I have a python program sitting in server side managing user location informations, each friend has a pair of (longtitude, latitude), given a (longtitude, latitude) point, how I can find the nearby(say within 5KM) friends efficiently?
I have 10K users online...
Thanks. Bin
New Answer:
I would store lat and long in separate columns. Place indexes on them. Then when you want to find the nearby friends of a particular user, just do something like
select field1, field1, ..., fieldn from users
where
user_lat > this_lat - phi and user_lat < this_lat + phi
and
user_lon > this_lon - omega and user_lon < this_lon + omega
where phi
and omega
are the degrees of latitude and longitude that correspond to your desired distance. This will vary depending on where on the globe you are but there are established equations for figuring it out. There's also the possibility that your database can do those calculations for you.
old answer.
I would look at quadtrees and kd-trees.
Kd-trees would be the canonical solution here, I believe.

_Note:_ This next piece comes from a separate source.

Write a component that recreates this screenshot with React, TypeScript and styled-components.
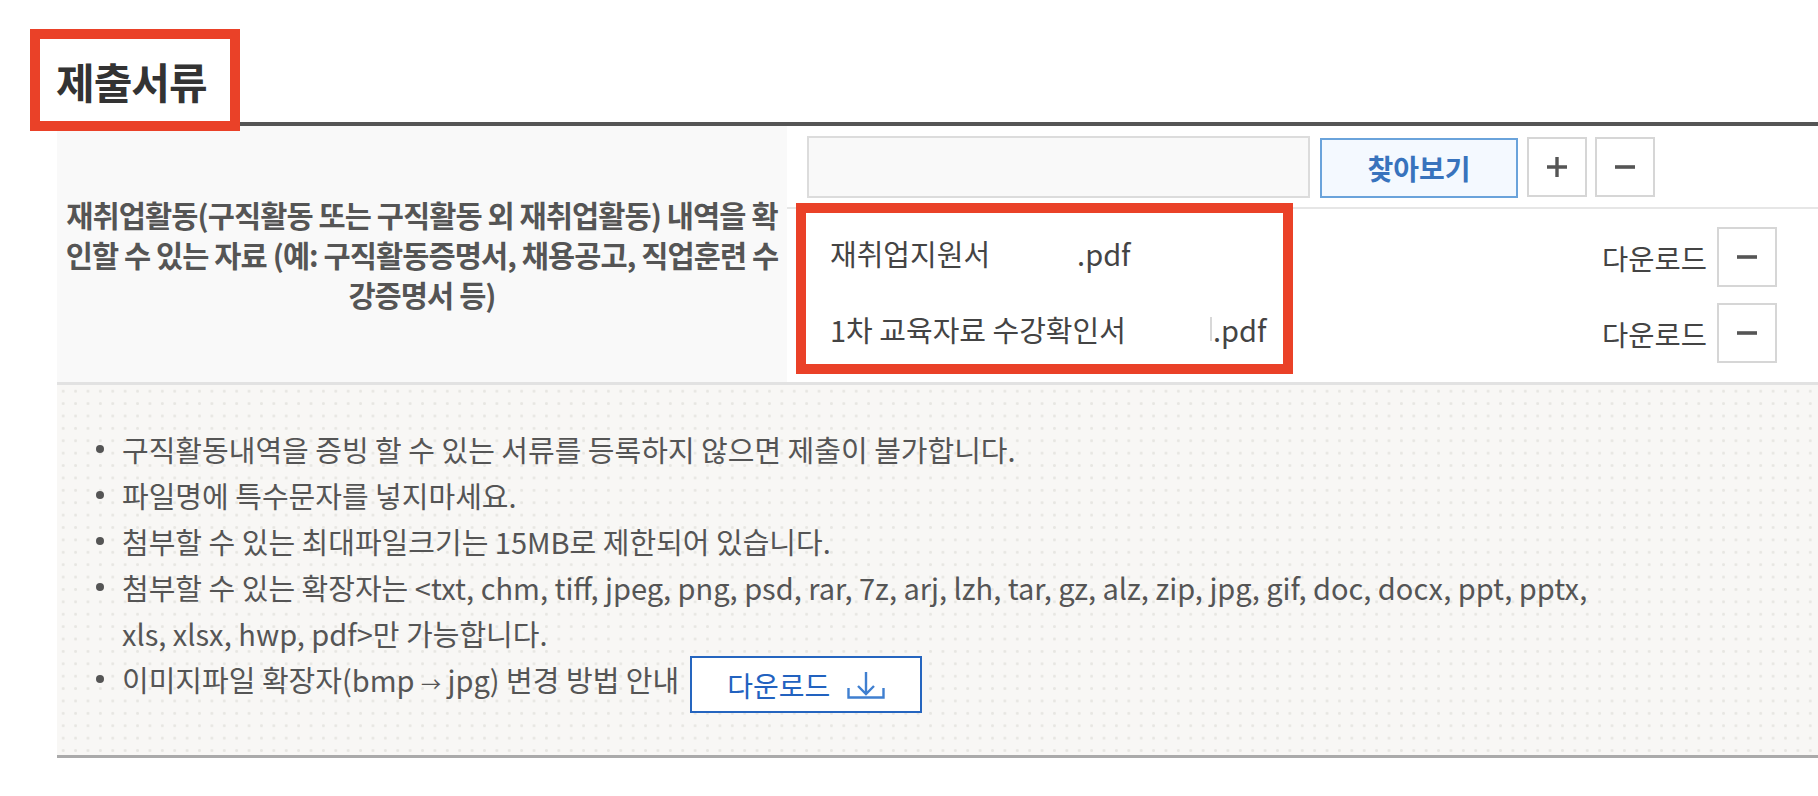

A simple way would be to sort the points along the longtitude, then, when looking up friends, find the minimum and maximum longtitudes of possible matches. Sorting the list is O(n log n), and looking up for friends is linear, but only for friends within the longtitude range. Here's an example for the case where you have all the points on a flat 2D surface:
# friends is the sorted list of (x, y) tuples, (px, py) is my location
def get_near(friends, px, py, maxdist):
i1 = bisect.bisect_left(friends, (px - maxdist, py))
i2 = bisect.bisect_right(friends, (px + maxdist, py))
return [(x, y) for (x, y) in friends[i1:i2] if math.hypot(px - x, py - y) < maxdist]
For the longtitude/latitude case, you'd have to use another function for testing for distance instead of the euclidean distance(math.hypot).